We want this network to perform a multi-class graph classification, i.e. given an input graph, we want our GNN to output which class of protein it belongs to. Which loss should we pick? Insert it below:

In [None]:
optimizer = torch.optim.Adam(model.parameters(), lr=0.001)
criterion = ???

def train():
    model.train()

    for data in train_loader:  # Iterate in batches over the training dataset.
         out = model(data.x, data.edge_index, data.batch)  # Perform a single forward pass.
         loss = criterion(out, data.y)  # Compute the loss.
         loss.backward()  # Derive gradients.
         optimizer.step()  # Update parameters based on gradients.
         optimizer.zero_grad()  # Clear gradients.

def test(loader):
     model.eval()
     correct = 0
     loss_ = 0
     for data in loader:  # Iterate in batches over the training/test dataset.
         out = model(data.x, data.edge_index, data.batch)  
         loss = criterion(out, data.y)
         loss_ += loss.item()
         pred = out.argmax(dim=1)  # Use the class with highest probability.
         correct += int((pred == data.y).sum())  # Check against ground-truth labels.
     return correct / len(loader.dataset), loss_ / len(loader.dataset)  # Derive ratio of correct predictions.

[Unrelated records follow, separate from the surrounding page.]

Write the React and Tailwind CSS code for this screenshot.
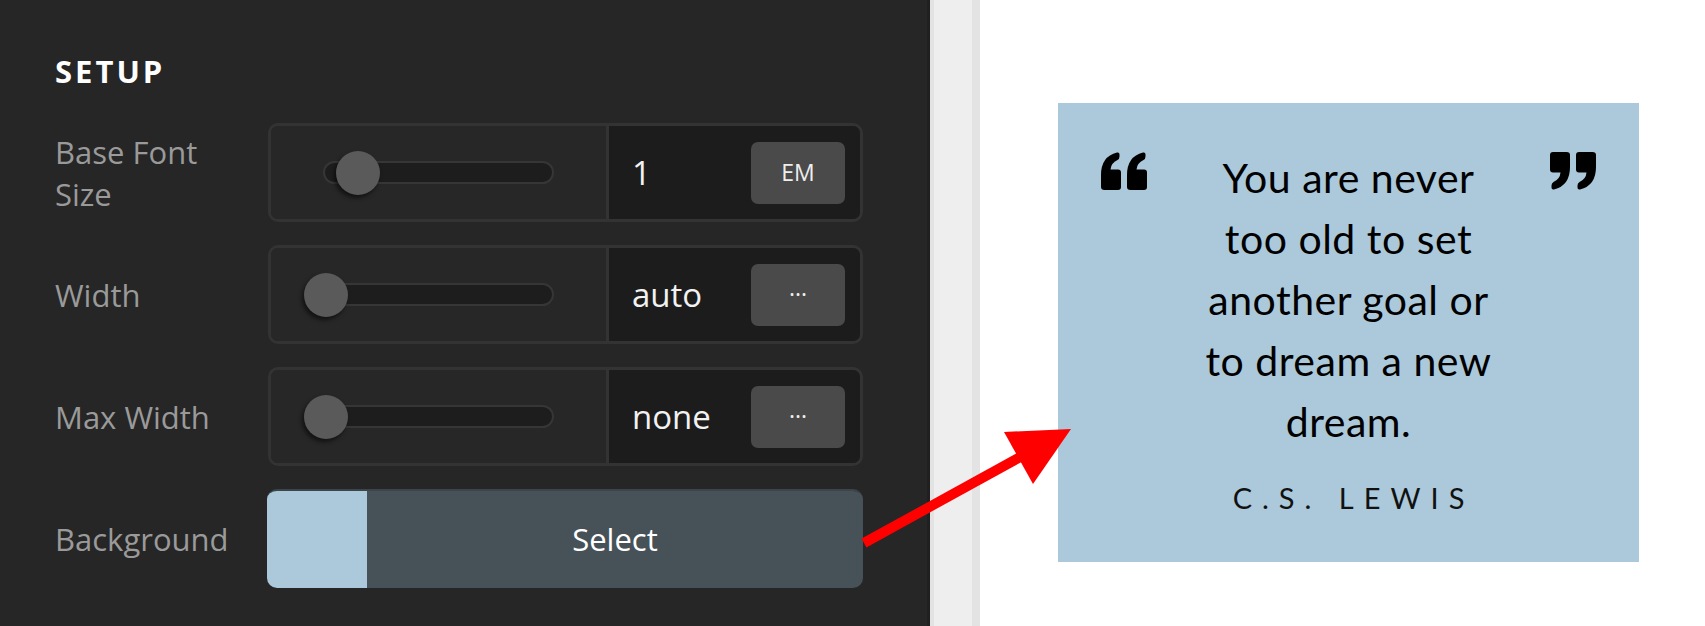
const rows = [
  { label: 'Base Font Size', value: '1', unit: 'EM', thumb: 'left-[11px]' },
  { label: 'Width', value: 'auto', unit: '···', thumb: 'left-[-21px]' },
  { label: 'Max Width', value: 'none', unit: '···', thumb: 'left-[-21px]' },
];

const QuoteMark = ({ close }) => (
  <svg width="46" height="38" viewBox="0 0 46 38" className="shrink-0 mt-[5px]">
    <g transform={close ? 'rotate(180 23 19)' : undefined} fill="#000">
      <path d="M3.5 38H17Q20 38 20 35V20.5Q20 17.5 17 17.5H9.5Q10 11 16.5 8Q18.5 7 18.5 4.5V2.5Q18.5 0 16 0.5Q0 4.5 0 23V35Q0 38 3.5 38Z" />
      <path d="M29.5 38H43Q46 38 46 35V20.5Q46 17.5 43 17.5H35.5Q36 11 42.5 8Q44.5 7 44.5 4.5V2.5Q44.5 0 42 0.5Q26 4.5 26 23V35Q26 38 29.5 38Z" />
    </g>
  </svg>
);

const SliderRow = ({ label, value, unit, thumb }) => (
  <div className="flex items-center">
    <div className="w-[213px] shrink-0">
      <div className="max-w-[195px] text-[31px] leading-[42px] text-[#9a9a9a]">{label}</div>
    </div>
    <div className="flex h-[99px] flex-1 overflow-hidden rounded-[10px] border-[3px] border-[#333333]">
      {/* slider */}
      <div className="flex w-[338px] items-center border-r-[3px] border-[#333333] bg-[#272727] px-[52px]">
        <div className="relative h-[23px] flex-1 rounded-full border-2 border-[#363636] bg-[#1d1d1d]">
          <div
            className={`absolute top-1/2 h-[44px] w-[44px] -translate-y-1/2 rounded-full bg-[#5a5a5a] shadow-[-2px_3px_4px_rgba(0,0,0,0.55)] ${thumb}`}
          />
        </div>
      </div>
      {/* value + unit */}
      <div className="flex flex-1 items-center justify-between bg-[#1c1c1c] pl-[23px] pr-[15px]">
        <span className="text-[33px] text-[#f2f2f2]">{value}</span>
        <button className="flex h-[62px] w-[94px] items-center justify-center rounded-[7px] bg-[#4a4a4a] text-[23px] text-[#eeeeee]">
          {unit}
        </button>
      </div>
    </div>
  </div>
);

const App = () => {
  return (
    <div className="relative flex h-[626px] w-[1705px] overflow-hidden bg-white">
      {/* Settings panel */}
      <div
        className="w-[930px] shrink-0 border-r-[3px] border-[#202020] bg-[#262626] pl-[55px] pr-[64px] pt-[50px]"
        style={{ fontFamily: '"Open Sans", sans-serif' }}
      >
        <h2 className="text-[31px] font-bold leading-[42px] tracking-[3px] text-white">SETUP</h2>
        <div className="mt-[31px] flex flex-col gap-[23px]">
          {rows.map((row) => (
            <SliderRow key={row.label} {...row} />
          ))}

          <div className="flex items-center">
            <div className="w-[212px] shrink-0 text-[31px] leading-[42px] text-[#9a9a9a]">Background</div>
            <div className="flex h-[99px] flex-1 overflow-hidden rounded-[10px] border-t-2 border-[#3b454a]">
              <div className="w-[100px] bg-[#abc9da]" />
              <button className="flex flex-1 items-center justify-center bg-[#475258] text-[31px] text-white">
                Select
              </button>
            </div>
          </div>
        </div>
      </div>

      {/* Gutter */}
      <div className="w-[50px] shrink-0 border-l-[4px] border-r-[8px] border-[#e3e3e3] bg-[#eeeeee]" />

      {/* Preview */}
      <div className="flex-1 pl-[78px] pt-[103px]" style={{ fontFamily: 'Lato, sans-serif' }}>
        <div className="flex h-[459px] w-[581px] bg-[#abc9da] px-[43px] pt-[44px]">
          <QuoteMark />
          <div className="flex-1 px-[50px] text-center text-black">
            <p className="text-[41px] leading-[61px] tracking-[0.5px]">
              You are never too old to set another goal or to dream a new dream.
            </p>
            <p className="mt-[28px] pl-[10px] text-[29px] leading-[35px] tracking-[10px] text-[#111]">
              C.S. LEWIS
            </p>
          </div>
          <QuoteMark close />
        </div>
      </div>

      {/* Red arrow annotation */}
      <svg className="pointer-events-none absolute left-0 top-0" width="1705" height="626">
        <line x1="864" y1="543" x2="1022" y2="456" stroke="#ff0000" strokeWidth="10" />
        <polygon points="1071,429 1004,432 1033,484" fill="#ff0000" />
      </svg>
    </div>
  );
};

export default App;
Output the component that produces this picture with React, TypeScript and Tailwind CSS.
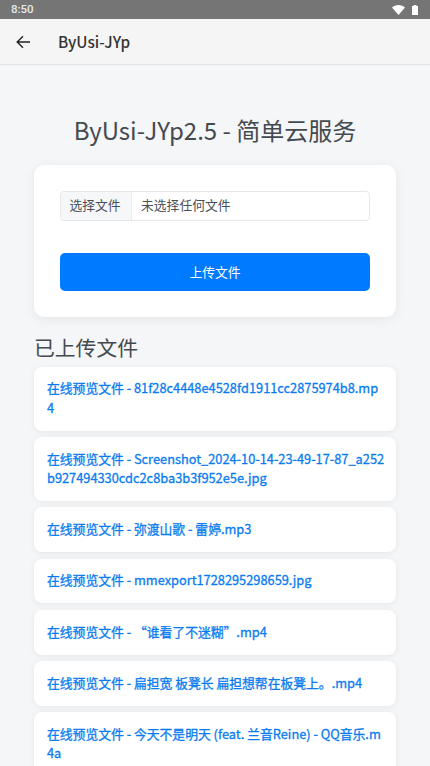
const FONT = "font-['Noto_Sans_CJK_SC','Noto_Sans',sans-serif]";

const files = [
  "81f28c4448e4528fd1911cc2875974b8.mp4",
  "Screenshot_2024-10-14-23-49-17-87_a252b927494330cdc2c8ba3b3f952e5e.jpg",
  "弥渡山歌 - 雷婷.mp3",
  "mmexport1728295298659.jpg",
  "“谁看了不迷糊”.mp4",
  "扁担宽 板凳长 扁担想帮在板凳上。.mp4",
  "今天不是明天 (feat. 兰音Reine) - QQ音乐.m4a",
];

export default function App() {
  return (
    <div className={`h-[766px] w-[430px] overflow-hidden bg-[#f4f6f7] ${FONT}`}>
      <div className="flex h-[19px] items-center justify-between bg-[#757575] pl-[11px] pr-[12px]">
        <span className="font-['Roboto',sans-serif] text-[11.5px] font-medium text-[#e8e8e8]">8:50</span>
        <div className="flex items-center gap-[7px]">
          <svg width="13" height="10" viewBox="0 0 13 10"><path d="M0 2.6C1.7 1 4 0 6.5 0S11.3 1 13 2.6L6.5 10z" fill="#fff" /></svg>
          <svg width="6" height="10" viewBox="0 0 6 10"><path d="M1.6 0H4.4V1H6V10H0V1H1.6z" fill="#fff" /></svg>
        </div>
      </div>
      <div className="flex h-[46px] items-center border-b border-[#e2e2e2] bg-[#f5f5f5]">
        <svg className="ml-[16px]" width="14" height="14" viewBox="0 0 14 14" fill="none" stroke="#222" strokeWidth="1.4">
          <path d="M14 7H1.2M7 1.2 1.2 7 7 12.8" />
        </svg>
        <span className="ml-[28px] text-[15.3px] font-medium text-[#333]">ByUsi-JYp</span>
      </div>
      <div className="px-[34px]">
        <h1 className="mt-[46px] text-center text-[24px] leading-[38px] text-[#454a50]">ByUsi-JYp2.5 - 简单云服务</h1>
        <div className="mt-[16px] rounded-[10px] bg-white p-[26px] shadow-[0_2px_12px_rgba(0,0,0,0.07)]">
          <div className="flex h-[30px] items-center overflow-hidden rounded-[4px] border border-[#e6e8ea] text-[12.8px] text-[#495057]">
            <span className="flex h-full w-[71px] items-center justify-center border-r border-[#e9ecef] bg-[#f6f7f8] pb-[2px] pr-[2px]">选择文件</span>
            <span className="ml-[9px] pb-[2px]">未选择任何文件</span>
          </div>
          <button className="mt-[32px] flex h-[38px] w-full items-center justify-center rounded-[5px] bg-[#007bff] pb-[1px] text-[12.8px] text-white">上传文件</button>
        </div>
        <h2 className="mt-[15px] text-[20.8px] leading-[30px] text-[#454a50]">已上传文件</h2>
        <ul className="mt-[4.6px] flex flex-col gap-[6.4px]">
          {files.map((f) => (
            <li key={f} className="rounded-[8px] bg-white pb-[13.8px] pl-[13px] pr-[11.8px] pt-[11.8px] shadow-[0_1px_6px_rgba(0,0,0,0.07)]">
              <a className="block break-all text-[12.8px] leading-[19.2px] text-[#0a7cf0] [-webkit-text-stroke:0.3px_#0a7cf0]">在线预览文件 - {f}</a>
            </li>
          ))}
        </ul>
      </div>
    </div>
  );
}
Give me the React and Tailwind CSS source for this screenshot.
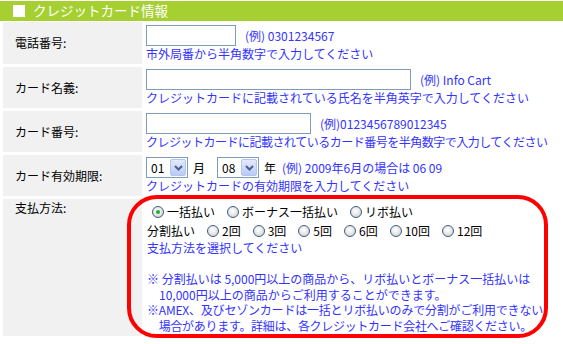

<h2 style="border:1px; border-style:solid; padding: 0.25em; color: #FFFFFF; background-color: #1f77b4">6. Train & evaluate</h2>

In [None]:
import wandb
use_wandb = True 

In [None]:
from tqdm.auto import trange

# Initialize W&B run for training
wandb.init(project="intro_to_pyg") # name your project whatever you like

for epoch in trange(args["epochs"]):
    train()
    train_acc, train_loss = test(train_loader)
    val_acc, val_loss = test(val_loader)
    
    # Log metrics to W&B
    if use_wandb:
        wandb.log({
            "train/loss": train_loss,
            "train/acc": train_acc,
            "val/acc": val_acc,
            "val/loss": val_loss,
        })

    torch.save(model, "graph_classification_model.pt")

# Finish the W&B run
if use_wandb:
    wandb.finish()

Now let's evalute the performance of the model on the test set:

### <span style="border:3px; border-style:solid; padding: 0.15em; border-color: #1f77b4; color: #1f77b4;">Exercise: Evaluate & improve the model</span>
1. What accuracy would you expect to see with random guessing?
2. Evaluate on your holdout test set. How does your test accuracy compare?
3. Can you improve the model by changing some of the hyperparameters to get a total test accuracy $\geq$ 40%?